When did you consider writing your job?
Each author seemed to deal with impostor syndrome to a greater or lesser degree—uncertain just how much they were allowed to think of themselves as a writer, and how much they should let this identity dictate their lives. For a long time their job was one thing, their writing another.
Hodson thought most of her adult life of writing as her work, but never her job. Similarly, Frumkin didn’t think of writing as her job, at least not until she sold her book. And Heng was writing in secret for three years while working in the high-powered world of London finance before ever she told anyone that she was a writer. Then within three months she got into the Michener Center MFA program and sold her novel—so the shift for her, from writing to writing-as-work, was a very “clean break.”

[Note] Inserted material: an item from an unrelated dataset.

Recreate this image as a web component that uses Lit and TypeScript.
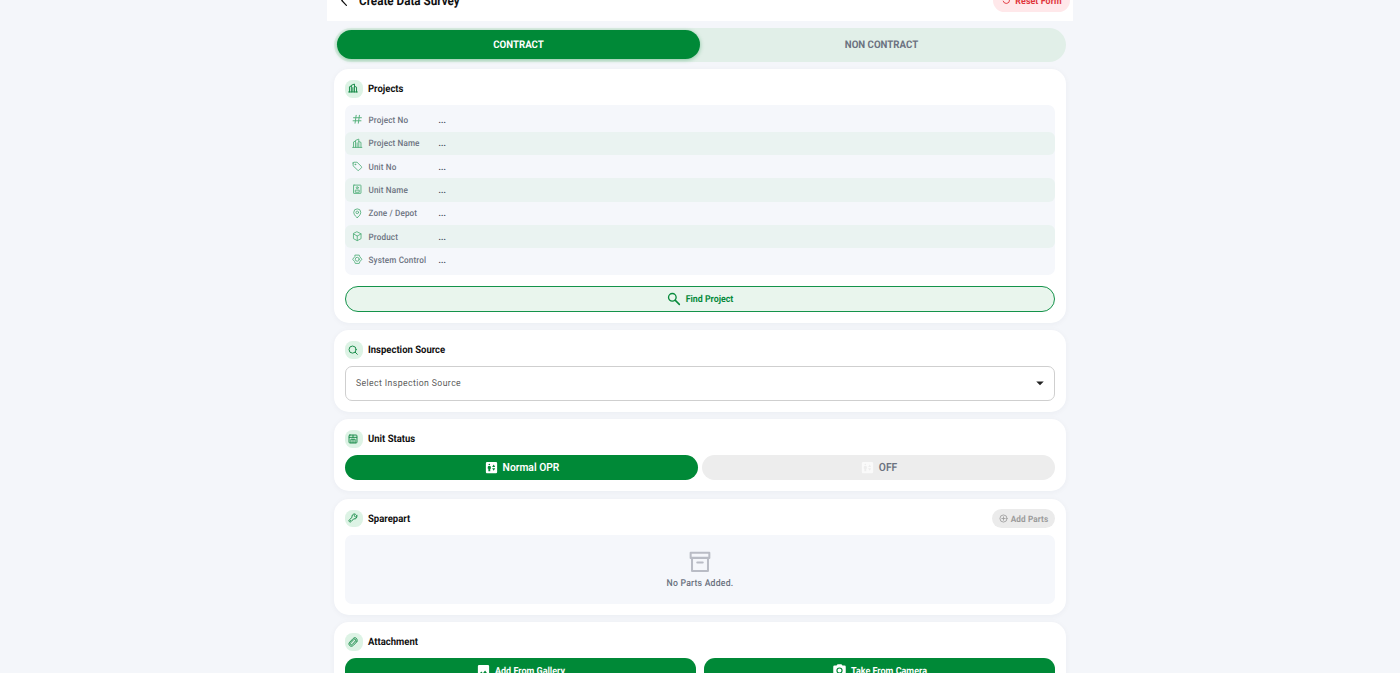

Why did you start writing?
Hodson always had a diary as a child (she admired Anne Frank’s own diary as lovely and amazing), and so has had a long history of documenting life in writing. But she didn’t know artists and writers growing up, and so saw writing books as an “impossible project that rich people do.” She studied journalism in college, but soon a poetry class inspired her to pursue creative writing as a craft. Nonetheless how such a thing was ever a career remained a mystery.
Frumkin started writing because she is “very easily embarrassed and massively insecure.” She described “feeling intensely” as a mode of life in a world where people didn’t seem to feel as much, and so she channeled this feeling into fiction. “Feeling small and wanting to connect in feeling small,” was how she defined the writing impulse.
Heng has always been a huge reader; books were how she made sense from a young age. But she never wanted to be a writer when young, as she never saw writing as a “thing that people could do.” Raised in a single-parent family in Singapore, and feeling pressured early on to make money, she felt that “the arts weren’t presented as a viable career choice growing up.” But she participated in National Novel Writing Month while working in London, and this opened her up as a writer. The experience nourished her and made her happy when she felt lost there and alone.
How did you balance work and writing?
Hodson’s main advice on this topic was “not to be too hard on oneself.” She explained that, though she had a writing schedule set up for herself while writing the essays for her book, sometimes the demands of working four part-time jobs would mess it up. “It’s really important to adapt to your own constraints, your own emotions and efficiencies.”
“I can definitely tell you what not to do,” said Frumkin, who had a pattern of working a job and then leaving that job to take some time to find another job, only then writing in that space between jobs. She soon understood that this was an unstable method for writing, and that she needed to set up a habit, a practice, and learn how to maintain a job while writing. “Be easy on yourself,” she said, “and find the practice that works for you.”
“I didn’t do any of those things,” chimed in Heng.”I was very unkind to myself.” In order to write her novel, she got up at 6:00 a.m., wrote 500 words longhand in the hour ride on the train to work, and then she wrote three to four hours more on Saturday. “For me,” she said, “having that structure and regular goals helped”—but she understands that this won’t be true for everyone. And now that she’s quit her finance job and is pursuing her MFA, this structure for writing doesn’t work as well even for her.
What do you wish someone would have told you?
Hodson says that she uses the word “instinct” a lot when she teaches, and she thinks that this is important for young writers to know—to trust their instincts about publishing and writing opportunities. When she got early book publishing opportunities, she sensed in her gut when she wasn’t ready. In a culture pressuring young writers to publish soon and everywhere, she feels that this other conversation isn’t had enough—to trust yourself, and know when you’re ready and what you and your writing need.
“I wish someone had told me that what you do in the rest of your life,” said Heng, “like for a living, doesn’t invalidate your life as a writer. If you’re writing, you’re a writer.” She said she had read this before, but she had never really believed it. She was not a part of a writing community; this is her first AWP conference. It took her 300 rejections for her six acceptances for her writing. “So much of your writing life involves feeling like a fraud,” she added. She recommended a Poets & Writers article profiling Shelly Oria that she said helped remind her that her writing anxieties are not real.
“I wish someone had told me that publishing is not a zero-sum game, and that there’s space for everyone,” said Frumkin. “And still I wrestle with this daily.” She says that she means things like prizes, books, achievement. She’s realized that these successes matter so little in the long run—where what matters is getting your voice on the page and out in the world. “You will get your work out there,” she says.